With the preliminaries out of the way, the Army Quartermaster Corps got on with the job of building the structure. The first problem facing Capt. John A. Gilman, who had recently completed work on the Tomb of the Unknown Soldier at Arlington Cemetery, was the Kill Devil Hill itself. It was not a hill at all, but a ninety-foot sand dune that was moving across the narrow Outer Banks, slowly but surely, at a speed of twenty feet a year. During the quarter of a century since 1903, it had traveled some 450 feet southwest toward the waters of Roanoke Sound. If the dune was to serve as the foundation for a monument, it would have to be permanently stabilized.
Beginning work early in 1929, Gilman spent $27,500 to do that. The area was fenced to keep the hogs and cattle out, then covered with a two-inch-thick layer of straw, leaves and wood mold extending three-hundred feet up the slope. Tough imported grasses—bitter tannic, hairy vetch, and marram—were planted in the artificial topsoil. Once this band of vegetation had taken root, Gilman extended the planting up to the summit on the northeast side, where the prevailing wind struck the dune, then over the rest of the slope.
By the summer of 1930 the once-majestic moving dune had been transformed into an ordinary hill, carpeted with green weeds and shrubs. A few watermelon vines had even found a foothold near the top. Gilman and his crew started work on the monument itself in February 1931. Finished the next spring, the granite shaft stands sixty feet from the five-pointed star at the base to the tip of the beacon. The hill raises the height of the structure to 151 feet above sea level.
On November 19, 1932, another party of distinguished guests made their way to the site. They drove over the new Wright Memorial Bridge and down a concrete highway. Warren’s plan to use the monument to lure tourists to the Outer Banks was an enormous success. Development followed on a scale beyond his wildest dreams.
Today the National Park Service operates the Wright Brothers National Monument. Park Service archeologists conducted a dig on the site in the early fifties, but they failed to locate the precise spot where the Wright camp had been established during the years 1901–03. The old camp had apparently been stripped clean by tourists over the years. The reconstructed hangar and living quarters that you see here today were positioned with reference to a stone that Bill Tate had helped set in place to mark the spot where the world’s first powered airplane left the ground in 1903.
Also on the site is a small museum complete with replicas of the 1902 glider and the 1903 airplane. A team of rangers does a marvelous job of introducing visitors to the story of the Wright brothers. Still, the memorial cannot give you a real feel for the place that Will and Orv knew.

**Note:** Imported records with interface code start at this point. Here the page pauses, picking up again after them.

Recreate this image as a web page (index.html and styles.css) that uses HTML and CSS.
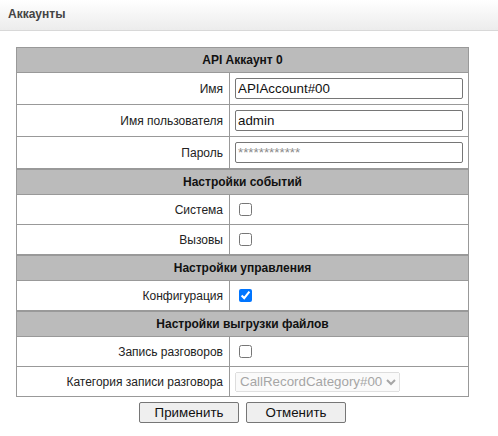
FILE: index.html
```html
<!DOCTYPE html>
<html lang="ru">
<head>
<meta charset="utf-8">
<title>Аккаунты</title>
<link rel="stylesheet" href="styles.css">
</head>
<body>
<div class="topbar">Аккаунты</div>
<div class="panel">
  <div class="sec first">API Аккаунт 0</div>
  <div class="row tall">
    <div class="label">Имя</div>
    <div class="value"><input class="text" type="text" value="APIAccount#00"></div>
  </div>
  <div class="row tall">
    <div class="label">Имя пользователя</div>
    <div class="value"><input class="text" type="text" value="admin"></div>
  </div>
  <div class="row tall">
    <div class="label">Пароль</div>
    <div class="value"><input class="text" type="password" placeholder="************"></div>
  </div>
  <div class="sec">Настройки событий</div>
  <div class="row">
    <div class="label">Система</div>
    <div class="value"><input class="check" type="checkbox"></div>
  </div>
  <div class="row">
    <div class="label">Вызовы</div>
    <div class="value"><input class="check" type="checkbox"></div>
  </div>
  <div class="sec">Настройки управления</div>
  <div class="row">
    <div class="label">Конфигурация</div>
    <div class="value"><input class="check" type="checkbox" checked></div>
  </div>
  <div class="sec">Настройки выгрузки файлов</div>
  <div class="row">
    <div class="label">Запись разговоров</div>
    <div class="value"><input class="check" type="checkbox"></div>
  </div>
  <div class="row last">
    <div class="label">Категория записи разговора</div>
    <div class="value"><select class="sel" disabled><option>CallRecordCategory#00</option></select></div>
  </div>
</div>
<div class="actions">
  <button class="btn" type="button">Применить</button>
  <button class="btn" type="button">Отменить</button>
</div>
</body>
</html>
```
FILE: styles.css
```css
html, body {
  margin: 0;
  padding: 0;
  background: #fff;
}
body {
  font-family: "Liberation Sans", Arial, sans-serif;
  font-size: 12px;
  color: #222;
}
.topbar {
  height: 30px;
  line-height: 29px;
  padding-left: 8px;
  font-weight: bold;
  font-size: 12px;
  color: #444;
  background: linear-gradient(#ffffff, #ececec);
  border-bottom: 1px solid #d8d8d8;
}
.panel {
  margin: 16px 0 0 16px;
  width: 453px;
  box-sizing: border-box;
  border: 1px solid #999;
}
.sec {
  height: 24px;
  line-height: 24px;
  background: #bbbbbb;
  text-align: center;
  font-weight: bold;
  color: #111;
  border-top: 1px solid #999;
  border-bottom: 1px solid #999;
}
.sec.first {
  border-top: none;
}
.row {
  display: flex;
  height: 29px;
  border-bottom: 1px solid #999;
}
.row.tall {
  height: 31px;
}
.row.last {
  border-bottom: none;
}
.label {
  width: 213px;
  flex: none;
  box-sizing: border-box;
  padding-right: 6px;
  border-right: 1px solid #999;
  display: flex;
  align-items: center;
  justify-content: flex-end;
  color: #222;
}
.value {
  flex: 1;
  display: flex;
  align-items: center;
  padding: 0 5px;
}
.text {
  width: 228px;
  height: 21px;
  box-sizing: border-box;
  margin: 0;
  padding: 1px 2px;
  border: 1px solid #767676;
  border-radius: 2px;
  font-family: "Liberation Sans", Arial, sans-serif;
  font-size: 13.33px;
  color: #111;
}
.text::placeholder {
  color: #8a8a8a;
}
.check {
  width: 13px;
  height: 13px;
  margin: 0 0 0 4px;
}
.sel {
  margin: 0;
  height: 20px;
  font-family: "Liberation Sans", Arial, sans-serif;
  font-size: 13.33px;
}
.actions {
  width: 453px;
  margin: 5px 0 0 16px;
  display: flex;
  justify-content: center;
  gap: 7px;
}
.btn {
  width: 100px;
  height: 21px;
  margin: 0;
  padding: 0 6px;
  font-family: "Liberation Sans", Arial, sans-serif;
  font-size: 13.33px;
  color: #111;
  background: #efefef;
  border: 1px solid #767676;
  border-radius: 2px;
}
```
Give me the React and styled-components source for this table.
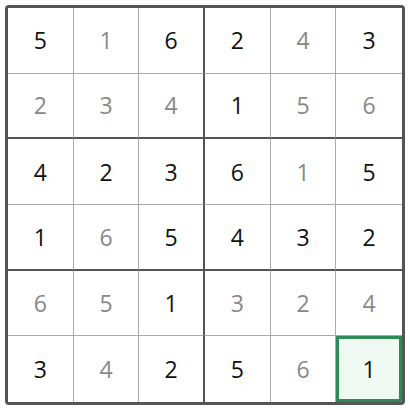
import React from "react";
import styled, { createGlobalStyle } from "styled-components";

const Global = createGlobalStyle`
  html, body { margin: 0; padding: 0; background: #fff; }
  body { font-family: "Open Sans", "Noto Sans", sans-serif; }
`;

const Page = styled.div`
  padding: 5px;
`;

const Board = styled.div`
  box-sizing: border-box;
  width: 400px;
  height: 400px;
  border: 3px solid #555;
  border-radius: 4px;
  display: grid;
  grid-template-columns: repeat(6, 1fr);
  grid-template-rows: repeat(6, 1fr);
  overflow: hidden;
`;

const Cell = styled.div`
  box-sizing: border-box;
  display: flex;
  align-items: center;
  justify-content: center;
  font-size: 23px;
  color: ${(p) => (p.$given ? "#111" : "#888")};
  background: ${(p) => (p.$selected ? "#effbf2" : "#fff")};
  border-right: ${(p) => (p.$col === 5 ? "none" : p.$col === 2 ? "2px solid #555" : "1px solid #aaa")};
  border-bottom: ${(p) => (p.$row === 5 ? "none" : p.$row % 2 === 1 ? "2px solid #555" : "1px solid #aaa")};
  box-shadow: ${(p) => (p.$selected ? "inset 0 0 0 3px #2e8b57" : "none")};
`;

const values = [
  [5, 1, 6, 2, 4, 3],
  [2, 3, 4, 1, 5, 6],
  [4, 2, 3, 6, 1, 5],
  [1, 6, 5, 4, 3, 2],
  [6, 5, 1, 3, 2, 4],
  [3, 4, 2, 5, 6, 1],
];

const given = [
  [1, 0, 1, 1, 0, 1],
  [0, 0, 0, 1, 0, 0],
  [1, 1, 1, 1, 0, 1],
  [1, 0, 1, 1, 1, 1],
  [0, 0, 1, 0, 0, 0],
  [1, 0, 1, 1, 0, 1],
];

export default function App() {
  return (
    <Page>
      <Global />
      <Board>
        {values.map((row, r) =>
          row.map((v, c) => (
            <Cell
              key={`${r}-${c}`}
              $row={r}
              $col={c}
              $given={given[r][c] === 1}
              $selected={r === 5 && c === 5}
            >
              {v}
            </Cell>
          ))
        )}
      </Board>
    </Page>
  );
}
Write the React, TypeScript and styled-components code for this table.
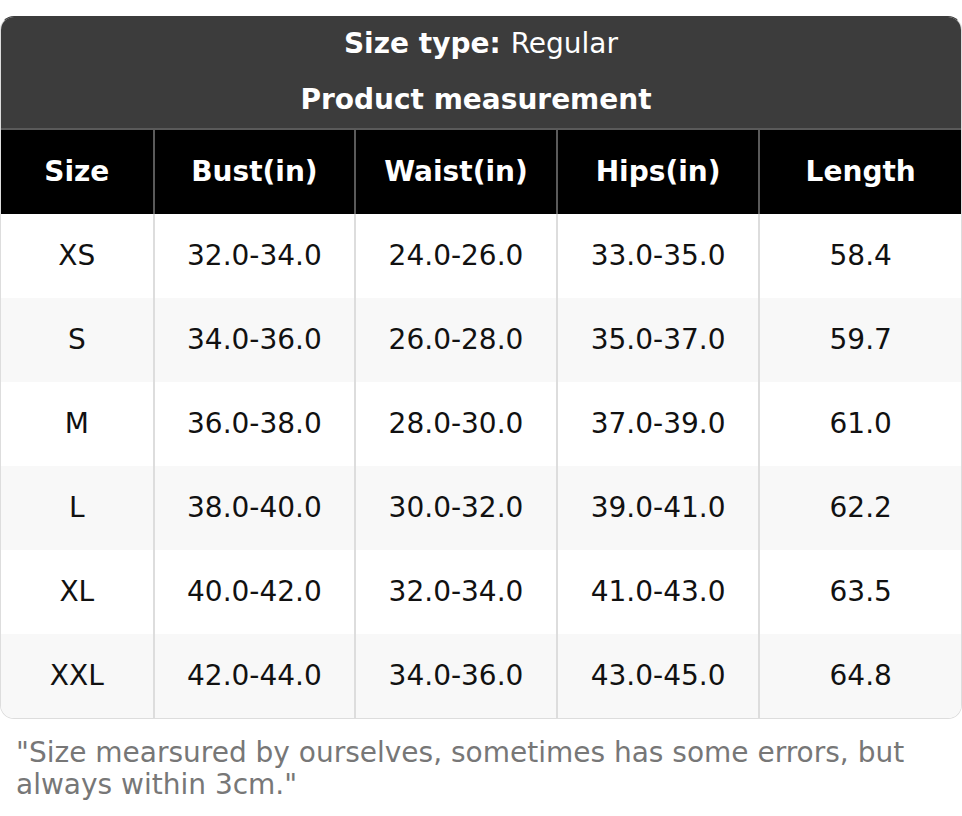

After you have seen the museum, peeked into the reconstructed sheds, and hiked up to the monument on the hill, drive a few miles farther south to a place called Jockey’s Ridge. In 1900 this was the next great sand mountain south of the Kill Devil Hills. It remains one of the largest dunes on the East Coast. Trudging up the long, steep side of the great dune will give you some sense of what it was like tor the Wrights, who made this climb carrying a glider back up the hill for the next launch.
Once on top, you can hike a few hundred feet toward the sound. Out of sight of the highway and the hotels, you are now in an environment that would be very familiar to the Wrights, a place, Orville said, that looks like the Sahara, “or the Sahara as I imagine it to be.”